DOI: 10.3390/drones10070487 ISSN: 2504-446X

Prediction-Aware UAV Swarm Crowd Surveillance: Balancing Coverage and Recognition Accuracy

Yan Lyu, Zhiyu Fan, Xueyong Xu, Di Tang, Guanyu Gao, Weiwei Wu, Yanfeng He

UAV swarms provide a flexible sensing platform for smart-city crowd surveillance, but cooperative aerial monitoring remains challenging due to dynamic pedestrian distributions, partial observability, and the trade-off between visual coverage and recognition accuracy. In particular, flying at higher altitudes increases the field of view but reduces recognition accuracy, while low-altitude flight improves visual quality at the cost of limited coverage. To address these challenges, this paper proposes an environment-aware cooperative navigation framework that integrates spatiotemporal density prediction with multi-agent reinforcement learning. The surveillance area is modeled as a spatiotemporal graph, where sparse and partial UAV observations are used to predict future pedestrian-density maps and confidence intervals. The predicted density and uncertainty, together with empirical recognition error, UAV position, flight height, battery state, and historical observations, are incorporated into MARL-based policy learning.
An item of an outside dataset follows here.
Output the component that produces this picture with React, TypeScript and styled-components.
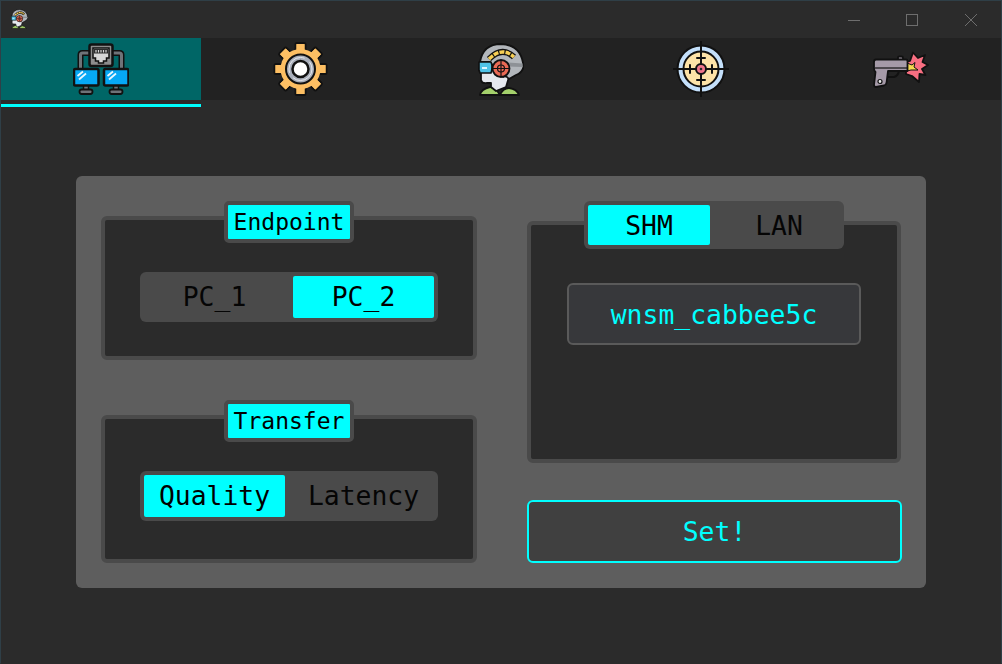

The learned policy enables UAVs to cooperatively adjust movement and altitude decisions under the centralized training and decentralized execution paradigm. Extensive simulations in UAV-based crowd surveillance environments demonstrate that the proposed framework achieves a more favorable coverage–error trade-off than representative heuristic, prediction-based, single-agent reinforcement learning, and multi-agent reinforcement learning baselines. The results show that prediction-aware and accuracy-aware cooperation improves pedestrian-level surveillance performance under dynamic and partially observable crowd distributions.